Reuters reported last month that China approved its first batch of H200 chips for import, a move seen as a pragmatic shift by Beijing. China’s leadership faces its own balancing act: sustaining rapid AI development in the near term while accelerating domestic chip capabilities to reduce reliance on U.S. suppliers. Allowing limited imports of the H200 fits that approach, buying time for local players even as Washington seeks to cap how much advanced capacity China can access.

The uncertainty reinforces a trend already underway for Chinese firms. Cloud providers, AI startups, and research institutions are diversifying supply chains, testing domestic alternatives, and adapting software stacks to work across multiple hardware platforms. Even if Nvidia ultimately secures licenses, the stop-start nature of access weakens its long-term position by encouraging customers to plan for a future where U.S. chips cannot be assumed to be available.

From Washington’s perspective, the drawn-out review reflects a deeper debate about the effectiveness of export controls. Tight restrictions risk pushing China to innovate faster at home, potentially eroding U.S. leverage over time. Looser controls, meanwhile, raise fears of enabling technological advances that could narrow the strategic gap in areas Washington considers sensitive.

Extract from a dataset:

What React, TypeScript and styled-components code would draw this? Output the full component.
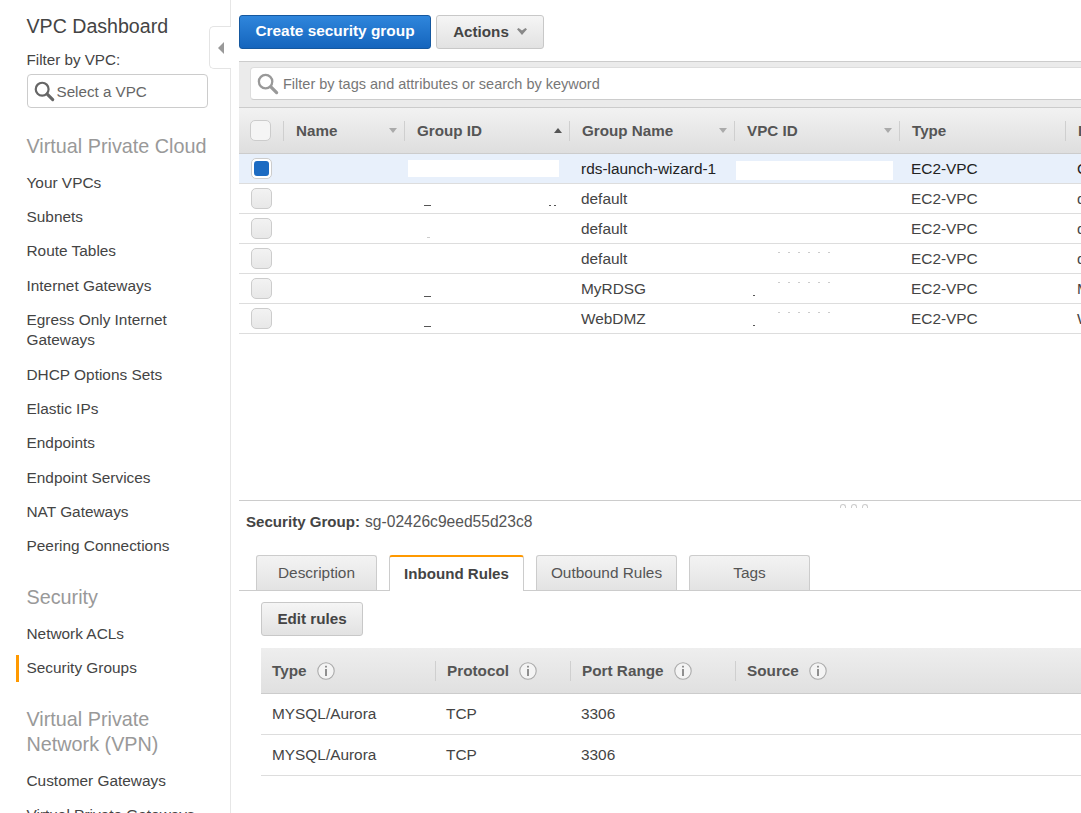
import React from "react";
import styled, { createGlobalStyle, css } from "styled-components";

const Global = createGlobalStyle`
  html, body { margin: 0; height: 100%; overflow: hidden; background: #fff; }
  body { font-family: "Liberation Sans", Arial, sans-serif; font-size: 15.4px; color: #444; -webkit-font-smoothing: antialiased; }
  #root { height: 100%; }
`;

const Page = styled.div`display: flex; height: 100vh; overflow: hidden;`;

const Sidebar = styled.nav`
  position: relative; flex: 0 0 231px; box-sizing: border-box; height: 100%;
  border-right: 1px solid #e6e6e6; padding: 13px 20px 0 26.5px; overflow: visible;
`;
const SideTitle = styled.h1`margin: 0; font-size: 19.6px; font-weight: 400; line-height: 26px; color: #444;`;
const FilterLabel = styled.div`margin-top: 11px; font-size: 15.2px; line-height: 20px; color: #444;`;
const VpcSelect = styled.div`
  box-sizing: border-box; margin-top: 4px; width: 181px; height: 34px; display: flex; align-items: center; gap: 2px;
  padding-left: 5px; border: 1px solid #ccc; border-radius: 4px; color: #666; font-size: 15.2px;
`;
const SideHeading = styled.h2<{ $top: number }>`
  margin: ${p => p.$top}px 0 6.5px; font-size: 19.8px; font-weight: 400; line-height: 25px; color: #999;
`;
const SideItem = styled.a<{ $active?: boolean }>`
  position: relative; display: block; padding: 7.2px 0; line-height: 20px; font-size: 15.4px; color: #444;
  ${p => p.$active && css`
    &::before { content: ""; position: absolute; left: -10.5px; top: 3.5px; bottom: 3.5px; width: 3px; background: #f90; }
  `}
`;
const CollapseTab = styled.div`
  position: absolute; right: -1px; top: 26px; width: 22px; height: 43px; box-sizing: border-box; background: #fff;
  border: 1px solid #e4e4e4; border-right: 0; border-radius: 5px 0 0 5px; display: flex; align-items: center; justify-content: center;
  &::before { content: ""; border-style: solid; border-width: 6px 6px 6px 0; border-color: transparent #999 transparent transparent; margin-right: -1px; }
`;

const Main = styled.main`flex: 1; min-width: 0; margin-left: 8px; overflow: hidden; display: flex; flex-direction: column;`;
const Toolbar = styled.div`display: flex; gap: 5px; padding-top: 15px; height: 34px;`;
const PrimaryButton = styled.button`
  box-sizing: border-box; width: 192px; height: 34px; padding: 0 0 2px; border: 1px solid #15589f; border-radius: 3px;
  background: linear-gradient(#2f86dc, #1565bd); color: #fff; font: 700 15.4px "Liberation Sans", Arial, sans-serif;
`;
const GrayButton = styled.button<{ $w: number }>`
  box-sizing: border-box; width: ${p => p.$w}px; height: 34px; padding: 0 0 2px; border: 1px solid #c8c8c8; border-radius: 3px;
  background: linear-gradient(#f5f5f5, #e2e2e2); color: #444; font: 700 15.2px "Liberation Sans", Arial, sans-serif;
  display: inline-flex; align-items: center; justify-content: center; gap: 8px;
`;
const FilterBar = styled.div`
  box-sizing: border-box; margin-top: 12px; height: 47px; padding: 5px 0 0 11px; background: #ebebeb;
  border-top: 1px solid #ccc; border-bottom: 1px solid #ccc;
`;
const SearchInput = styled.div`
  box-sizing: border-box; width: 900px; height: 33px; background: #fff; border: 1px solid #ddd; border-bottom-color: #ccc; border-radius: 4px;
  display: flex; align-items: center; gap: 4px; padding-left: 5px; color: #777; font-size: 14.5px;
`;

const COLS = "44px 121px 165px 165px 165px 166px 300px";
const HeadRow = styled.div`
  display: grid; grid-template-columns: ${COLS}; height: 46px; box-sizing: border-box;
  background: linear-gradient(#f2f2f2, #dedede); border-bottom: 1px solid #ccc; align-items: center;
`;
const HeadCell = styled.div`
  height: 20px; display: flex; align-items: center; justify-content: space-between;
  padding: 0 7px 0 12px; font-weight: 700; font-size: 15.2px; color: #555; white-space: nowrap;
  border-left: 1px solid #cfcfcf;
`;
const Caret = styled.span<{ $up?: boolean }>`
  width: 0; height: 0; border-style: solid;
  ${p => p.$up
    ? css`border-width: 0 4px 5px; border-color: transparent transparent #555;`
    : css`border-width: 5px 4px 0; border-color: #aaa transparent transparent;`}
`;
const CheckCell = styled.div`padding-left: 12px; display: flex; align-items: center;`;
const Check = styled.span<{ $checked?: boolean; $head?: boolean }>`
  box-sizing: border-box; display: flex; align-items: center; justify-content: center; width: 21px; height: 21px;
  margin-left: ${p => (p.$head ? "-1px" : "0")}; border: 1px solid #ccc; border-radius: 5px;
  background: ${p => (p.$checked ? "#fff" : p.$head ? "#f5f5f5" : "linear-gradient(#f2f2f2, #e8e8e8)")};
  ${p => p.$checked && css`
    &::before { content: ""; width: 15px; height: 15px; border-radius: 3px; background: #1c6bc2; }
  `}
`;
const Row = styled.div<{ $selected?: boolean }>`
  position: relative; display: grid; grid-template-columns: ${COLS}; height: 30px; box-sizing: border-box; align-items: center;
  border-bottom: 1px solid #ddd; background: ${p => (p.$selected ? "#e8f0fb" : "#fff")}; color: ${p => (p.$selected ? "#222" : "#444")};
`;
const Cell = styled.div`padding-left: 12px; white-space: nowrap; overflow: hidden; font-size: 15.4px;`;
const WhiteOut = styled.span<{ $l: number; $w: number; $t: number; $h: number }>`
  position: absolute; left: ${p => p.$l}px; top: ${p => p.$t}px; width: ${p => p.$w}px; height: ${p => p.$h}px; background: #fff;
`;
const Speck = styled.span<{ $l: number; $t: number; $w: number; $c?: string }>`
  position: absolute; left: ${p => p.$l}px; top: ${p => p.$t}px; width: ${p => p.$w}px; height: 1px; background: ${p => p.$c ?? "#555"};
`;
const DottedSpeck = styled.span<{ $t: number }>`
  position: absolute; left: 539px; top: ${p => p.$t}px; width: 60px; height: 1px;
  background: repeating-linear-gradient(90deg, #ccc 0 2px, transparent 2px 10px);
`;
const TableSpacer = styled.div`height: 166px;`;

const PaneDivider = styled.div`position: relative; border-top: 1px solid #ccc; height: 0;`;
const Grips = styled.div`
  position: absolute; left: 601px; top: 3px; display: flex; gap: 5px;
  & > span { width: 6px; height: 4px; border: 1px solid #ccc; border-bottom: 0; border-radius: 3px 3px 0 0; box-sizing: border-box; }
`;
const PaneTitle = styled.div`
  padding: 12px 0 0 7px; line-height: 18px; font-size: 15.6px; color: #555; display: flex; gap: 5px;
`;
const PaneLabel = styled.b`color: #444; font-size: 15.1px;`;
const Tabs = styled.div`
  margin-top: 24px; height: 36px; box-sizing: border-box; display: flex; gap: 12px; padding-left: 17px; border-bottom: 1px solid #ccc;
`;
const Tab = styled.div<{ $w: number; $active?: boolean }>`
  box-sizing: border-box; width: ${p => p.$w}px; height: 35px; display: flex; align-items: center; justify-content: center;
  padding-bottom: 1px; border: 1px solid #ccc; border-bottom: 0; border-radius: 3px 3px 0 0; font-size: 15.4px;
  background: linear-gradient(#f3f3f3, #e3e3e3); color: #555;
  ${p => p.$active && css`
    height: 36px; background: #fff; border-top: 2px solid #f90; font-size: 15.1px; font-weight: 700; color: #444; padding-bottom: 2px;
  `}
`;
const DetailBody = styled.div`padding: 11px 0 0 22px;`;
const RulesHead = styled.div`
  margin-top: 12px; display: grid; grid-template-columns: 174px 135px 165px 1fr; height: 46px; box-sizing: border-box; align-items: center;
  background: linear-gradient(#eeeeee, #e0e0e0); border-bottom: 1px solid #ccc;
`;
const RulesHeadCell = styled.div<{ $first?: boolean }>`
  height: 20px; display: flex; align-items: center; gap: 10px; padding-left: 11px;
  font-weight: 700; font-size: 15.3px; color: #555; ${p => !p.$first && css`border-left: 1px solid #cfcfcf;`}
`;
const RulesRow = styled.div`
  display: grid; grid-template-columns: 174px 135px 165px 1fr; height: 41px; box-sizing: border-box; align-items: center;
  border-bottom: 1px solid #ddd; font-size: 15.4px; color: #444;
`;
const RulesCell = styled.div`padding-left: 11px;`;

const Search = ({ color, size = 24 }: { color: string; size?: number }) => (
  <svg width={size} height={size} viewBox="0 0 24 24" fill="none" style={{ flex: "none" }}>
    <circle cx="10" cy="10" r="7" stroke={color} strokeWidth="2.4" />
    <path d="M15.5 15.5l6 6" stroke={color} strokeWidth="3.4" strokeLinecap="round" />
  </svg>
);
const Chevron = () => (
  <svg width="10" height="7" viewBox="0 0 10 7" style={{ flex: "none" }}>
    <path d="M0 1.2L1.6 0 5 2.6 8.4 0 10 1.2 5 7z" fill="#888" />
  </svg>
);
const Info = () => (
  <svg width="18" height="18" viewBox="0 0 18 18" fill="none">
    <circle cx="9" cy="9" r="8.2" fill="#f4f4f4" stroke="#aaa" strokeWidth="1.1" />
    <rect x="8.2" y="3.8" width="1.6" height="1.7" fill="#777" />
    <rect x="8.2" y="7" width="1.6" height="7" fill="#777" />
  </svg>
);

const heads = ["Name", "Group ID", "Group Name", "VPC ID", "Type", "Description"];
const rows = [
  { name: "rds-launch-wizard-1", d: "Created by RDS" },
  { name: "default", d: "default VPC" },
  { name: "default", d: "default VPC" },
  { name: "default", d: "default VPC" },
  { name: "MyRDSG", d: "MyRDSG" },
  { name: "WebDMZ", d: "WebDMZ" },
];
const navA = ["Your VPCs", "Subnets", "Route Tables", "Internet Gateways", "Egress Only Internet Gateways", "DHCP Options Sets", "Elastic IPs", "Endpoints", "Endpoint Services", "NAT Gateways", "Peering Connections"];

export default function App() {
  return (
    <Page>
      <Global />
      <Sidebar>
        <SideTitle>VPC Dashboard</SideTitle>
        <FilterLabel>Filter by VPC:</FilterLabel>
        <VpcSelect><Search color="#666" size={22} />Select a VPC</VpcSelect>
        <SideHeading $top={26}>Virtual Private Cloud</SideHeading>
        {navA.map(n => <SideItem key={n}>{n}</SideItem>)}
        <SideHeading $top={21.5}>Security</SideHeading>
        <SideItem>Network ACLs</SideItem>
        <SideItem $active>Security Groups</SideItem>
        <SideHeading $top={21.5}>Virtual Private Network (VPN)</SideHeading>
        <SideItem>Customer Gateways</SideItem>
        <SideItem>Virtual Private Gateways</SideItem>
        <CollapseTab />
      </Sidebar>
      <Main>
        <Toolbar>
          <PrimaryButton>Create security group</PrimaryButton>
          <GrayButton $w={108}>Actions<Chevron /></GrayButton>
        </Toolbar>
        <FilterBar>
          <SearchInput><Search color="#999" size={23} />Filter by tags and attributes or search by keyword</SearchInput>
        </FilterBar>
        <HeadRow>
          <CheckCell><Check $head /></CheckCell>
          {heads.map(h => (
            <HeadCell key={h}>
              {h}
              {h !== "Type" && h !== "Description" && <Caret $up={h === "Group ID"} />}
            </HeadCell>
          ))}
        </HeadRow>
        {rows.map((r, i) => (
          <Row key={i} $selected={i === 0}>
            <CheckCell><Check $checked={i === 0} /></CheckCell>
            <Cell />
            <Cell />
            <Cell>{r.name}</Cell>
            <Cell />
            <Cell>EC2-VPC</Cell>
            <Cell>{r.d}</Cell>
            {i === 0 && <WhiteOut $l={169} $w={151} $t={6} $h={17} />}
            {i === 0 && <WhiteOut $l={497} $w={157} $t={7} $h={19} />}
            {i === 1 && <Speck $l={185} $t={21} $w={7} />}
            {i === 1 && <Speck $l={310} $t={21} $w={2} />}
            {i === 1 && <Speck $l={315} $t={21} $w={2} />}
            {i === 2 && <Speck $l={188} $t={23} $w={3} $c="#ccc" />}
            {i >= 3 && <DottedSpeck $t={8} />}
            {i >= 4 && <Speck $l={185} $t={22} $w={7} />}
            {i >= 4 && <Speck $l={514} $t={21} $w={2} />}
          </Row>
        ))}
        <TableSpacer />
        <PaneDivider><Grips><span /><span /><span /></Grips></PaneDivider>
        <PaneTitle><PaneLabel>Security Group:</PaneLabel> sg-02426c9eed55d23c8</PaneTitle>
        <Tabs>
          <Tab $w={121}>Description</Tab>
          <Tab $w={135} $active>Inbound Rules</Tab>
          <Tab $w={141}>Outbound Rules</Tab>
          <Tab $w={121}>Tags</Tab>
        </Tabs>
        <DetailBody>
          <GrayButton $w={102}>Edit rules</GrayButton>
          <RulesHead>
            <RulesHeadCell $first>Type <Info /></RulesHeadCell>
            <RulesHeadCell>Protocol <Info /></RulesHeadCell>
            <RulesHeadCell>Port Range <Info /></RulesHeadCell>
            <RulesHeadCell>Source <Info /></RulesHeadCell>
          </RulesHead>
          {[0, 1].map(i => (
            <RulesRow key={i}>
              <RulesCell>MYSQL/Aurora</RulesCell>
              <RulesCell>TCP</RulesCell>
              <RulesCell>3306</RulesCell>
              <RulesCell />
            </RulesRow>
          ))}
        </DetailBody>
      </Main>
    </Page>
  );
}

The H200 sits squarely in that tension: powerful enough to matter, but already a step behind Nvidia’s most advanced offerings reserved for unrestricted markets.

The episode also illustrates how inter-agency dynamics now shape global tech markets. Decisions are no longer binary approvals or bans, but negotiated outcomes influenced by competing priorities across departments. That means longer timelines, higher compliance costs, and greater revenue volatility for companies like Nvidia.

Until the national security review concludes and license conditions are spelled out, Nvidia’s H200 is expected to remain in a holding pattern. The delay may eventually be resolved, but the broader message, which is: access to advanced AI hardware is now a matter of statecraft as much as commerce, has already been sent.